MSCI’s broadest index of Asia-Pacific shares outside Japan added 0.45%, Nikkei gained 0.28%, Taiwan rose 0.54% and Singapore added 0.77%
Shares in Asia rose and the dollar dropped to two-week lows on Monday after U.S. Federal Reserve Chairman Jerome Powell struck a dovish tone at the central bank’s symposium, although investors remained cautious about prospects in China.
MSCI’s broadest index of Asia-Pacific shares outside Japan added 0.45%, and Japan’s Nikkei gained 0.28%.
Chinese blue chips bucked the broader Asian trend, dropping 0.20% and the Hong Kong benchmark fluctuated either side of flat.
Smaller markets saw larger gains with Taiwan 0.54% higher and Singapore up 0.77%.
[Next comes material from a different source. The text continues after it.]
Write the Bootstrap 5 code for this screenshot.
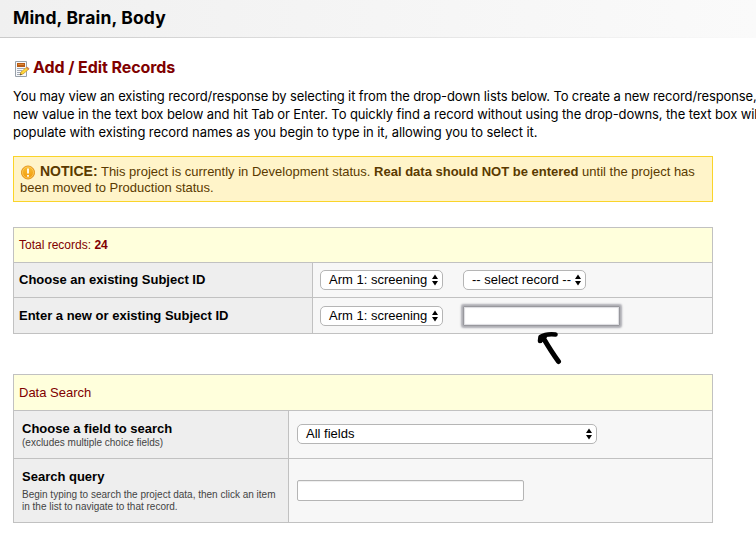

Powell really soothed the market’s concerns for now, as the Fed is extremely good at doing, and money is going back to the U.S., not that it ever really left, said Daniel Lam, senior cross-asset strategist, at Standard Chartered Wealth Management.
Lam said there were fewer uncertainties in the United States than in Asia and specifically China, though he added that any further rotation away from Asia would be more incremental and less dramatic than we saw in July and early August because a lot of people have already left.
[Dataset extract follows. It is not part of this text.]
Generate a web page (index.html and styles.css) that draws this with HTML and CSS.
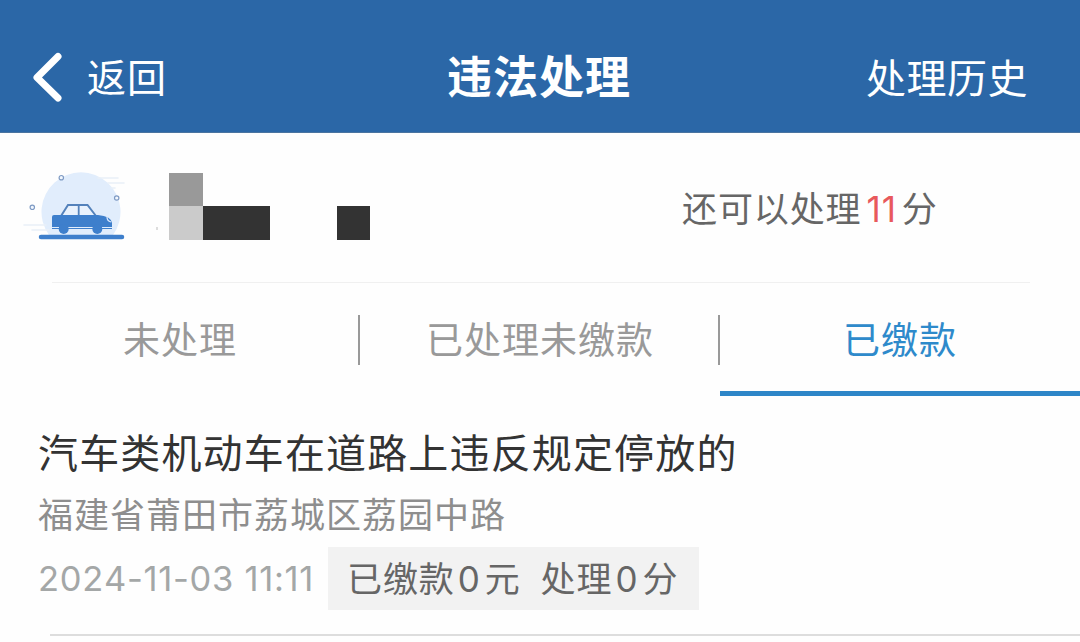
FILE: index.html
```
<!DOCTYPE html>
<html lang="zh-CN">
<head>
  <meta charset="UTF-8" />
  <meta name="viewport" content="width=device-width,initial-scale=1" />
  <title>违法处理</title>
  <link rel="stylesheet" href="styles.css">
</head>

<body>
  <header class="navbar">
    <a class="back" href="#">
      <svg class="back-icon" width="30" height="50" viewBox="0 0 30 50" fill="none" stroke="#fff" stroke-width="7" stroke-linecap="round" stroke-linejoin="round">
        <path d="M26 4.500L5 25.500L26 46"/>
      </svg>
      <span>返回</span>
    </a>
    <h1>违法处理</h1>
    <a class="history" href="#">处理历史</a>
  </header>

  <section class="vehicle">
    <!-- car illustration -->
    <svg class="car" width="110" height="80" viewBox="0 0 110 80">
      <path d="M29 67A39.500 39.500 0 1 1 93 67Z" fill="#e1edfc"/>
      <g stroke="#e9f0f8" stroke-width="1.500" stroke-linecap="round">
        <path d="M78 10H98M88 15H104M91 20H95M4 57H26M12 62H29"/>
      </g>
      <g fill="#f2f7fe" stroke="#7f9bc4" stroke-width="1.200">
        <circle cx="41.300" cy="9.700" r="2.200"/>
        <circle cx="96.700" cy="30" r="2.200"/>
        <circle cx="12.300" cy="39.300" r="2.200"/>
      </g>
      <path d="M41 48L48 37H67.500L76 48" fill="#e9f2fd" stroke="#5482bb" stroke-width="2"/>
      <path d="M58.700 37V48" stroke="#5482bb" stroke-width="1.800"/>
      <path d="M32 49Q32 47 34 47H78Q91 48 92 55V61H32Z" fill="#3e7fcc"/>
      <path d="M87 49Q87 53 91 54" fill="none" stroke="#dceaff" stroke-width="1.200"/>
      <path d="M32 59.500H92" stroke="#e1edfc" stroke-width="1"/>
      <circle cx="43.700" cy="61" r="5" fill="#3e7fcc"/>
      <circle cx="77.300" cy="61" r="5" fill="#3e7fcc"/>
      <path d="M21 69H102" stroke="#3e7fcc" stroke-width="4.500" stroke-linecap="round"/>
    </svg>
    <!-- masked plate number -->
    <svg class="plate" width="216" height="67" viewBox="0 0 216 67">
      <path d="M1 54H3V57H1Z" fill="#ddd"/>
      <path d="M14 0H48V33H14Z" fill="#999"/>
      <path d="M14 33H48V67H14Z" fill="#cbcbcb"/>
      <path d="M48 33H115V67H48ZM182 33H215V67H182Z" fill="#333"/>
    </svg>
    <p class="remain">还可以处理<span class="points">11</span>分</p>
  </section>

  <nav class="tabs">
    <a class="tab" href="#">未处理</a>
    <a class="tab" href="#">已处理未缴款</a>
    <a class="tab active" href="#">已缴款</a>
  </nav>

  <main class="record">
    <h2>汽车类机动车在道路上违反规定停放的</h2>
    <p class="address">福建省莆田市荔城区荔园中路</p>
    <div class="meta">
      <time>2024-11-03 11:11</time>
      <div class="tag">
        <span>已缴款<b>0</b>元</span>
        <span>处理<b>0</b>分</span>
      </div>
    </div>
  </main>
</body>
</html>
```
FILE: styles.css
```
*{box-sizing:border-box;}
body{
  margin:0;
  height:642px;
  overflow:hidden;
  font-family:Inter,"Noto Sans CJK SC",sans-serif;
  background:#fefefe;
  color:#333;
}
h1,h2,p{
  margin:0;
  font-weight:400;
}
a{
  color:inherit;
  text-decoration:none;
}

.navbar{
  height:133px;
  padding:22px 52px 0 32px;
  display:grid;
  grid-template-columns:1fr auto 1fr;
  align-items:center;
  background:#2b67a7;
  border-bottom:1px solid #4a74a0;
  color:#fff;
}
.back{
  display:flex;
  align-items:center;
  gap:25px;
  font-size:39px;
  letter-spacing:1px;
}
.back span{
  margin-top:-4px;
}
.navbar h1{
  margin:-6px -9px 0 9px;
  font-size:45px;
  font-weight:700;
  letter-spacing:1px;
}
.history{
  margin-top:-3px;
  text-align:right;
  font-size:40px;
  letter-spacing:.500px;
}

.vehicle{
  height:150px;
  margin:0 50px 0 52px;
  display:flex;
  align-items:center;
  border-bottom:1px solid #f0f0f0;
}
.car{
  margin:0 0 0 -32px;
}
.plate{
  margin:-2px 0 0 25px;
}
.remain{
  margin:-2px 0 0 311px;
  font-size:35px;
  letter-spacing:.900px;
  color:#666;
  white-space:nowrap;
}
.points{
  margin:0 5px 0 5px;
  font-kerning:none;
  color:#e8595c;
}

.tabs{
  height:113px;
  display:flex;
}
.tab{
  position:relative;
  flex:1;
  padding-top:30px;
  text-align:center;
  font-size:37px;
  line-height:56px;
  letter-spacing:1px;
  color:#999;
}
.tab + .tab::before{
  content:"";
  position:absolute;
  left:-2px;
  top:32px;
  width:2px;
  height:50px;
  background:#999;
}
.tab.active{
  color:#2e8acb;
  border-bottom:5px solid #2e86c8;
}

.record{
  height:239px;
  margin-left:38px;
  padding-top:30px;
}
.record h2{
  font-size:40px;
  line-height:56px;
  letter-spacing:1.150px;
}
.address{
  margin-top:8px;
  font-size:35px;
  line-height:50px;
  letter-spacing:1px;
  color:#8e8e8e;
}
.meta{
  margin-top:7px;
  display:flex;
  align-items:center;
}
.meta time{
  width:290px;
  font-size:34.500px;
  font-kerning:none;
  letter-spacing:.700px;
  white-space:nowrap;
  color:#a4a7a7;
}
.tag{
  width:371px;
  height:63px;
  padding:0 0 4px 19px;
  display:flex;
  align-items:center;
  gap:20px;
  background:#f2f2f2;
  color:#666;
  font-size:35px;
  letter-spacing:.900px;
  white-space:nowrap;
}
.tag b{
  font-weight:400;
  margin:0 4px 0 3px;
}
.record::after{
  content:"";
  display:block;
  margin:24px 0 0 12px;
  height:2px;
  background:#ddd;
}
```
Chinese companies have recently been roiled by a series of regulatory clampdowns, spooking some investors and pushing the Hong Kong benchmark to 2021 lows earlier this month.
There are also worries that Chinese growth is starting to slow and so traders are closely watching purchasing manager surveys for manufacturing and services, which are both due this week.
U.S. stock futures, the S&P 500 e-minis, rose 0.02%.
Investors had been waiting to see whether Powell would give a clear indication of his views on the timing of the central bank’s tapering of asset purchases or hiking interest rates, which could drag on equity markets.
However, Powell offered no indication on cutting asset purchases beyond saying it could be this year.
This dovish tone caused U.S. benchmark Treasury yields and the dollar to drop on Friday, with both trends extending into Monday morning trade in Asia.
The yield on benchmark 10-year Treasury notes was 1.3070% compared with its U.S. close of 1.312%, and last week’s high of 1.375%. The dollar index was at a two week low.
There’s a general sense of a bit of a consolidation after Friday’s news, said Rodrigo Catril, senior FX strategist at National Bank of Australia. The dollar is technically underperforming on the day, but there’s a lot of data coming out this week from China and the U.S. with nonfarm payrolls on Friday.